# Ideal width of a nesting box versus trampling?



## Nao57 (Nov 16, 2020)

So I kept wondering today if the width of the nesting box has more to do with whether a mother doe will trample accidentally her kits or not, more than anything else? (A similar question had discussed rounded bottoms, but I can't recall asking about width specifically.)

What do you think?

And is it necessary for it to be wide enough for her to turn around in? Or is that an extra?

Thought I should check on this before moving forward with making one.

Thanks.


----------



## messybun (Nov 16, 2020)

Nao57 said:


> So I kept wondering today if the width of the nesting box has more to do with whether a mother doe will trample accidentally her kits or not, more than anything else? (A similar question had discussed rounded bottoms, but I can't recall asking about width specifically.)
> 
> What do you think?
> 
> ...


Yes, the mom has to be able to turn around. I believe it is supposed to be one and a half or two times the width of the mom but I can’t remember. And long enough that she can lay down if she wants. Make sure there is a little ridge so that the babies can’t squirm out before their ready or push all their bedding away. It’s not that complicated lol. It’s good that you ask questions, there’s a lot to learn, but animals can be really amazingly self sufficient. You’ll learn when to trust their instincts and when to intervene. God bless on all your journeys btw.


----------



## Beekissed (Nov 16, 2020)

10-12 in. wide and 18 in. long seems pretty standard for meat breeds.  Needs to fit through the hutch door, so keep that in mind.  I always erred on the side of larger, so made ours 12 in. wide.  Deep with fresh hay and her pulled hair and very few kits get trampled due to the springiness of the bedding.


----------



## Nao57 (Nov 17, 2020)

I was tired last night so I didn't get a proper reply.

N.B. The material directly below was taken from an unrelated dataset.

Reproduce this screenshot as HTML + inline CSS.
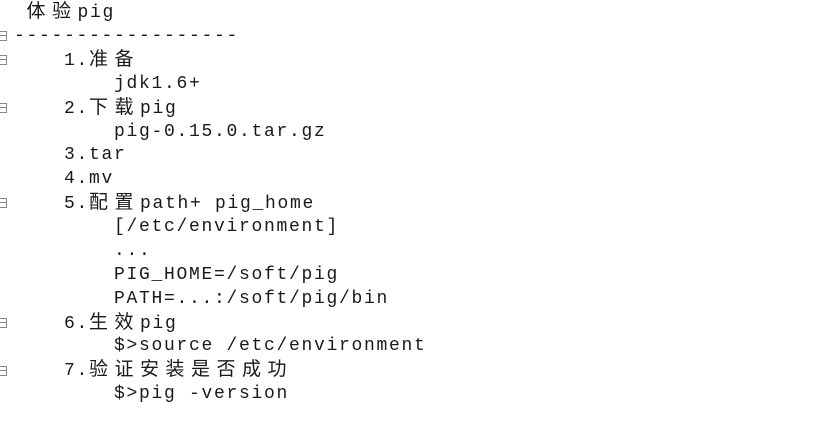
<!DOCTYPE html>
<html><head><meta charset="utf-8"><style>
html,body{margin:0;padding:0;background:#fff;width:836px;height:444px;overflow:hidden;}
.l{position:absolute;left:14px;height:24px;line-height:24px;white-space:pre;font-family:"Liberation Mono",monospace;font-size:18px;letter-spacing:1.7px;color:#1a1a1a;}
.c{font-family:"Noto Sans CJK SC","WenQuanYi Zen Hei",sans-serif;font-size:19px;letter-spacing:6.5px;line-height:1;display:inline-block;vertical-align:baseline;}
.m{position:absolute;left:-2px;width:9px;height:10px;border:1px solid #888;border-left:none;box-sizing:border-box;}
.m:after{content:"";position:absolute;left:0;right:0;top:3px;border-top:1px solid #888;}
</style></head><body>
<div class="l" style="top:0px"> <span class="c">体验</span>pig</div>
<div class="l" style="top:24px">------------------</div>
<div class="l" style="top:48px">    1.<span class="c">准备</span></div>
<div class="l" style="top:72px">        jdk1.6+</div>
<div class="l" style="top:96px">    2.<span class="c">下载</span>pig</div>
<div class="l" style="top:120px">        pig-0.15.0.tar.gz</div>
<div class="l" style="top:143px">    3.tar</div>
<div class="l" style="top:167px">    4.mv</div>
<div class="l" style="top:191px">    5.<span class="c">配置</span>path+ pig_home</div>
<div class="l" style="top:215px">        [/etc/environment]</div>
<div class="l" style="top:239px">        ...</div>
<div class="l" style="top:263px">        PIG_HOME=/soft/pig</div>
<div class="l" style="top:287px">        PATH=...:/soft/pig/bin</div>
<div class="l" style="top:311px">    6.<span class="c">生效</span>pig</div>
<div class="l" style="top:334px">        $&gt;source /etc/environment</div>
<div class="l" style="top:358px">    7.<span class="c">验证安装是否成功</span></div>
<div class="l" style="top:382px">        $&gt;pig -version</div>
<div class="m" style="top:31px"></div>
<div class="m" style="top:55px"></div>
<div class="m" style="top:103px"></div>
<div class="m" style="top:198px"></div>
<div class="m" style="top:318px"></div>
<div class="m" style="top:366px"></div>
</body></html>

Thank you very much for all your advise! I was able to learn from you veterans!


----------



## Niele da Kine (Nov 22, 2020)

I saw once where someone made the entrance to the nest box up near the top instead of at the bottom edge.  The mom has to hop in but the babies weren't likely to get out and get chilled until they were old enough to navigate a pretty high ledge.  

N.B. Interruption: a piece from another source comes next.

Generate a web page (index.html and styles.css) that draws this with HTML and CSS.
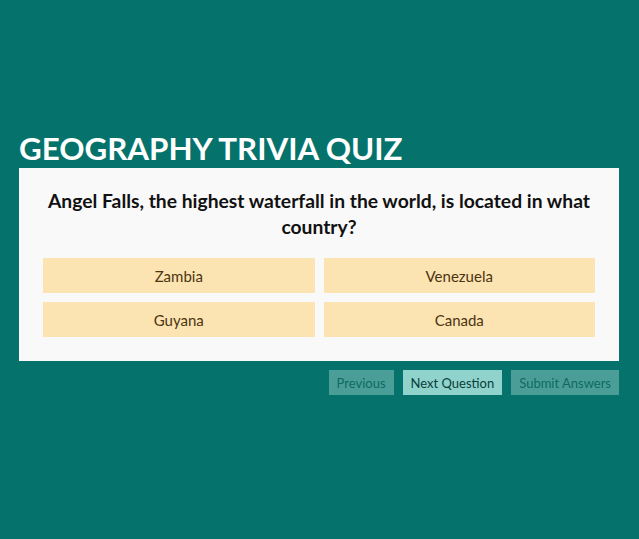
FILE: index.html
```html
<!DOCTYPE html>
<html lang="en">
<head>
<meta charset="utf-8">
<title>Geography Trivia Quiz</title>
<link rel="stylesheet" href="styles.css">
</head>
<body>
<main class="quiz">
  <h1 class="quiz-title">GEOGRAPHY TRIVIA QUIZ</h1>
  <section class="card">
    <h2 class="question">Angel Falls, the highest waterfall in the world, is located in what country?</h2>
    <div class="options">
      <button class="option">Zambia</button>
      <button class="option">Venezuela</button>
      <button class="option">Guyana</button>
      <button class="option">Canada</button>
    </div>
  </section>
  <nav class="controls">
    <button class="ctrl ctrl-muted">Previous</button>
    <button class="ctrl ctrl-active">Next Question</button>
    <button class="ctrl ctrl-muted">Submit Answers</button>
  </nav>
</main>
</body>
</html>
```

FILE: styles.css
```css
* { box-sizing: border-box; }
html, body { margin: 0; }
body {
  background: #05736b;
  font-family: Lato, "Noto Sans", sans-serif;
  min-height: 539px;
}
.quiz {
  width: 600px;
  margin: 0 20px 0 auto;
  padding-top: 128px;
}
.quiz-title {
  margin: 0;
  color: #ffffff;
  font-size: 31.3px;
  font-weight: 700;
  line-height: 40px;
}
.card {
  background: #f9f9f9;
  padding: 20px 24px 24px;
}
.question {
  margin: 0 0 18px;
  text-align: center;
  font-size: 19.3px;
  line-height: 26px;
  font-weight: 700;
  color: #111;
}
.options {
  display: grid;
  grid-template-columns: 1fr 1fr;
  gap: 9px 9px;
}
.option {
  height: 35px;
  border: 0;
  background: #fce3b2;
  color: #4a3510;
  font-family: inherit;
  font-size: 15px;
  padding: 0;
}
.controls {
  display: flex;
  justify-content: flex-end;
  gap: 9px;
  margin-top: 9px;
}
.ctrl {
  height: 25px;
  border: 0;
  padding: 0 8px;
  font-family: inherit;
  font-size: 13px;
  color: #0b6a63;
}
.ctrl-muted { background: #4b9e97; }
.ctrl-active { background: #8fd3cc; color: #0a3d39; }
```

We have the smaller English angoras here, so I can't help you much with dimensions.  But, room for the mom to go in, turn around and not step on the babies is good.  I'd say for the long length of the nest box, it might be good if it were the length of the mum bun laying down plus a few inches.  About 3/4ths that for the width.  That would be a pretty roomy nest box.  Although, if the boxes get too big, it's possible for the babies to end up in two piles, one of which would get fed more often and usually stay warmer as well.  If/when that happens, I rearrange the nest so all the babies are in one spot.


----------